>> start
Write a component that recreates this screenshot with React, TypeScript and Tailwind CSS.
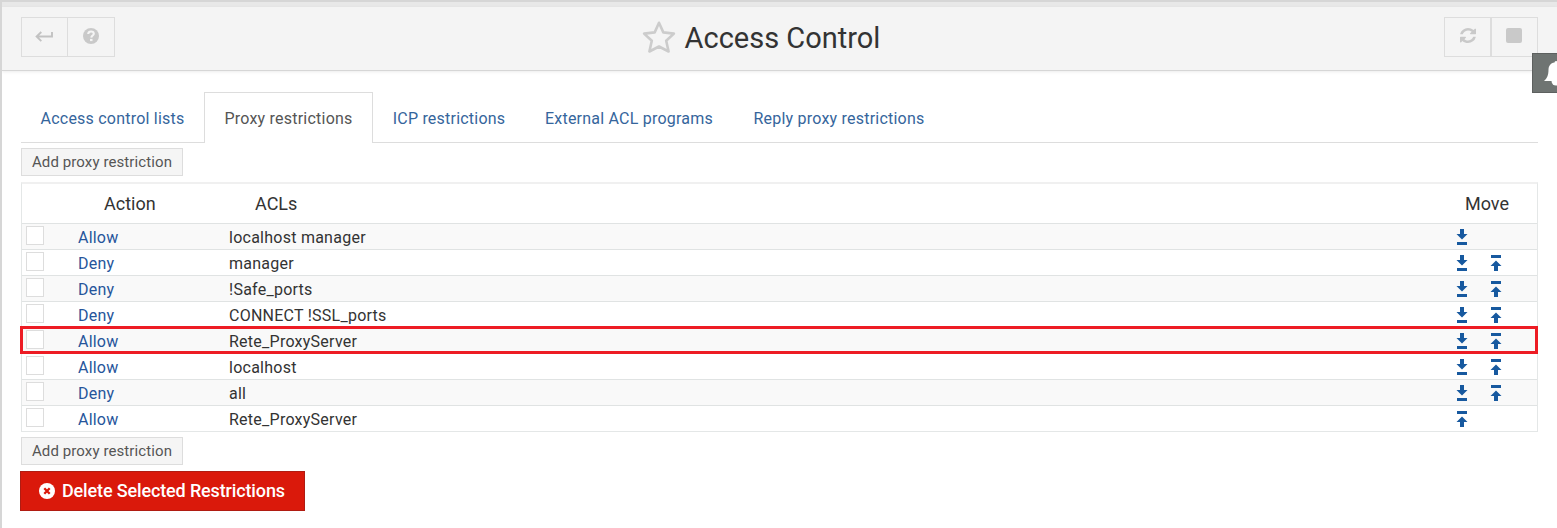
import React from "react";

type Rule = { action: "Allow" | "Deny"; acls: string; down: boolean; up: boolean; highlighted?: boolean };

const rules: Rule[] = [
  { action: "Allow", acls: "localhost manager", down: true, up: false },
  { action: "Deny", acls: "manager", down: true, up: true },
  { action: "Deny", acls: "!Safe_ports", down: true, up: true },
  { action: "Deny", acls: "CONNECT !SSL_ports", down: true, up: true },
  { action: "Allow", acls: "Rete_ProxyServer", down: true, up: true, highlighted: true },
  { action: "Allow", acls: "localhost", down: true, up: true },
  { action: "Deny", acls: "all", down: true, up: true },
  { action: "Allow", acls: "Rete_ProxyServer", down: false, up: true },
];

const tabs = [
  { label: "Access control lists", width: "w-[183px]" },
  { label: "Proxy restrictions", width: "w-[169px]", active: true },
  { label: "ICP restrictions", width: "w-[152px]" },
  { label: "External ACL programs", width: "w-[208px]" },
  { label: "Reply proxy restrictions", width: "w-[212px]" },
];

function ReturnIcon() {
  return (
    <svg width="18" height="12" viewBox="0 0 18 12" fill="none" stroke="#c2c2c2" strokeWidth="1.9">
      <path d="M17 1v4.500H2M6.300 1L1.600 5.500L6.300 10.200" />
    </svg>
  );
}

function HelpIcon() {
  return (
    <svg width="16" height="16" viewBox="0 0 16 16">
      <circle cx="8" cy="8" r="8" fill="#c9c9c9" />
      <path d="M5.200 6.100C5.200 4.300 6.400 3.500 8 3.500c1.700 0 2.800.9 2.800 2.300C10.800 7.500 8.400 7.600 8.300 9.600" fill="none" stroke="#f4f4f4" strokeWidth="2.1" />
      <path d="M7 10.900h2.500v2.200H7z" fill="#f4f4f4" />
    </svg>
  );
}

function RefreshIcon() {
  return (
    <svg width="16" height="15" viewBox="0 0 1536 1536" preserveAspectRatio="none" fill="#c9c9c9">
      <path d="M1511 928q0 5-1 7-64 268-268 434.500t-478 166.500q-146 0-282.500-55t-243.500-157l-129 129q-19 19-45 19t-45-19-19-45v-448q0-26 19-45t45-19h448q26 0 45 19t19 45-19 45l-137 137q71 66 161 102t187 36q134 0 250-65t186-179q11-17 53-117 8-23 30-23h192q13 0 22.500 9.500t9.500 22.500zm25-800v448q0 26-19 45t-45 19h-448q-26 0-45-19t-19-45 19-45l138-138q-148-137-349-137-134 0-250 65t-186 179q-11 17-53 117-8 23-30 23h-199q-13 0-22.500-9.500t-9.500-22.500v-7q65-268 270-434.500t480-166.500q146 0 284 55.500t245 156.500l130-129q19-19 45-19t45 19 19 45z" />
    </svg>
  );
}

function StarIcon() {
  return (
    <svg width="34" height="33" viewBox="0 0 34 33" fill="none" stroke="#cccccc" strokeWidth="2.6" strokeLinejoin="round">
      <path d="M17 1.800L21.300 11.400L31.900 12.600L24.200 19.800L26.600 30.500L17 25.500L7.400 30.500L9.800 19.800L2.100 12.600L12.700 11.400Z" />
    </svg>
  );
}

function BellIcon() {
  return (
    <svg width="24" height="25" viewBox="0 0 24 25" fill="#ffffff">
      <path d="M10.500 1.500a1.500 1.500 0 0 1 3 0C17.500 2 19.500 5 19.500 8.500c0 6 1.500 9 4.500 11.500H0c3-2.500 4.500-5.500 4.500-11.500C4.500 5 6.500 2 10.500 1.500z" />
      <path d="M7.500 20h9a4.500 4.500 0 0 1-9 0z" />
    </svg>
  );
}

function MoveIcon({ up = false }: { up?: boolean }) {
  return (
    <svg width="12" height="16" viewBox="0 0 12 16" fill="#17599f">
      {up ? (
        <path d="M1 0h10v3H1zM6 5.500L11.500 11H8v5H4v-5H.5z" />
      ) : (
        <path d="M1 13h10v3H1zM4 0h4v5h3.500L6 10.500L.5 5H4z" />
      )}
    </svg>
  );
}

function AddButton() {
  return (
    <button className="block h-[28px] w-[162px] border border-[#dddddd] bg-[#f5f5f5] text-[15px] leading-[26px] tracking-[0.1px] whitespace-nowrap text-[#555555]">
      Add proxy restriction
    </button>
  );
}

function RuleRow({ rule, striped }: { rule: Rule; striped: boolean }) {
  return (
    <div className={`relative flex h-[26px] border-t border-[#e0e3e3] ${striped ? "bg-[#f9f9f9]" : "bg-white"}`}>
      <div className="w-[56px] pt-[2px] pl-[4px]">
        <div className="h-[19px] w-[18px] border border-[#dddddd] bg-white" />
      </div>
      <a className="w-[151px] pt-[1px] text-[16px] leading-[25px] tracking-[0.2px] text-[#26559b]">{rule.action}</a>
      <div className="flex-1 pt-[1px] text-[16px] leading-[25px] tracking-[0.25px] text-[#333333]">{rule.acls}</div>
      <div className="flex w-[81px] gap-[21.500px] pt-[5px]">
        {rule.down && <MoveIcon />}
        {rule.up && <MoveIcon up />}
      </div>
      {rule.highlighted && <div className="absolute -top-[2px] -right-px -left-[2px] z-10 h-[28px] border-[3px] border-[#ed1c24]" />}
    </div>
  );
}

export default function App() {
  return (
    <div className="relative h-[528px] w-full overflow-hidden border-t-2 border-l-2 border-[#d6d6d6] bg-white font-[Roboto,sans-serif]">
      <div className="h-[5px] bg-[#e8e8e8]" />
      <header className="flex h-[64px] items-start justify-between border-b border-[#d6d6d6] bg-[#f4f4f4] px-[19px] pt-[10px] shadow-[0_1px_3px_rgba(0,0,0,0.08)]">
        <div className="flex h-[40px] w-[94px] border border-[#dddddd]">
          <button className="flex w-[46px] items-start justify-center border-r border-[#dddddd] pt-[13px] pr-px"><ReturnIcon /></button>
          <button className="flex flex-1 items-start justify-center pt-[10px]"><HelpIcon /></button>
        </div>
        <div className="mr-[37px] flex items-start">
          <div className="mt-[4px] mr-[9px]"><StarIcon /></div>
          <h1 className="mt-[1px] text-[29px] leading-[40px] whitespace-nowrap text-[#333333]">Access Control</h1>
        </div>
        <div className="flex h-[40px] w-[94px] border border-[#dddddd]">
          <button className="flex w-[47px] items-start justify-center border-r-2 border-[#dddddd] pt-[10px] pl-px"><RefreshIcon /></button>
          <button className="flex flex-1 items-start justify-center pt-[10px] pr-px"><span className="h-[15px] w-[16px] rounded-[2px] bg-[#c9c9c9]" /></button>
        </div>
      </header>
      <main className="pt-[21px] pr-[19px] pl-[19px]">
        <nav className="flex h-[51px] border-b border-[#dddddd]">
          {tabs.map((tab) => (
            <a
              key={tab.label}
              className={`${tab.width} h-[51px] border-t text-center text-[16px] leading-[52px] tracking-[0.22px] whitespace-nowrap ${
                tab.active ? "border-x border-[#dddddd] bg-white text-[#555555]" : "border-transparent text-[#35659c]"
              }`}
            >
              {tab.label}
            </a>
          ))}
        </nav>
        <div className="pt-[5px]"><AddButton /></div>
        <div className="mt-[6px] h-[250px] border border-t-2 border-[#e4e7e7] border-t-[#f0f0f0]">
          <div className="flex h-[39px] text-[18px] leading-[40px] text-[#333333]">
            <div className="w-[56px]" />
            <div className="w-[151px] pl-[26px]">Action</div>
            <div className="flex-1 pl-[26px]">ACLs</div>
            <div className="w-[82px] pl-[10px]">Move</div>
          </div>
          {rules.map((rule, i) => <RuleRow key={i} rule={rule} striped={i % 2 === 0} />)}
        </div>
        <div className="pt-[5px]"><AddButton /></div>
        <button className="mt-[6px] -ml-px flex h-[40px] w-[285px] items-center border border-[#b01c12] bg-[#da190b] pl-[18px] text-[18px] font-medium tracking-[-0.14px] whitespace-nowrap text-white">
          <svg className="mr-[7px]" width="16" height="16" viewBox="0 0 16 16">
            <circle cx="8" cy="8" r="8" fill="#fff" />
            <path d="M5.300 5.300l5.400 5.400M10.700 5.300l-5.400 5.400" stroke="#da190b" strokeWidth="2.300" />
          </svg>
          <span className="pb-[2px]">Delete Selected Restrictions</span>
        </button>
      </main>
      <div className="absolute top-[51px] right-0 h-[40px] w-[25px] overflow-hidden border border-r-0 border-[#5d605f] bg-[#6f7472] pt-[7px] pl-[11px]">
        <div className="w-[24px]"><BellIcon /></div>
      </div>
    </div>
  );
}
>> end
■ WHAT IS EXPECTED
Write out each line of the listing above, exactly, from its first line to the line holding "string; down: boolean;", inclusive. Skip the pictures.

■ THE COMPLETED TASK
Write a component that recreates this screenshot with React, TypeScript and Tailwind CSS.
import React from "react";

type Rule = { action: "Allow" | "Deny"; acls: string; down: boolean; up: boolean; highlighted?: boolean };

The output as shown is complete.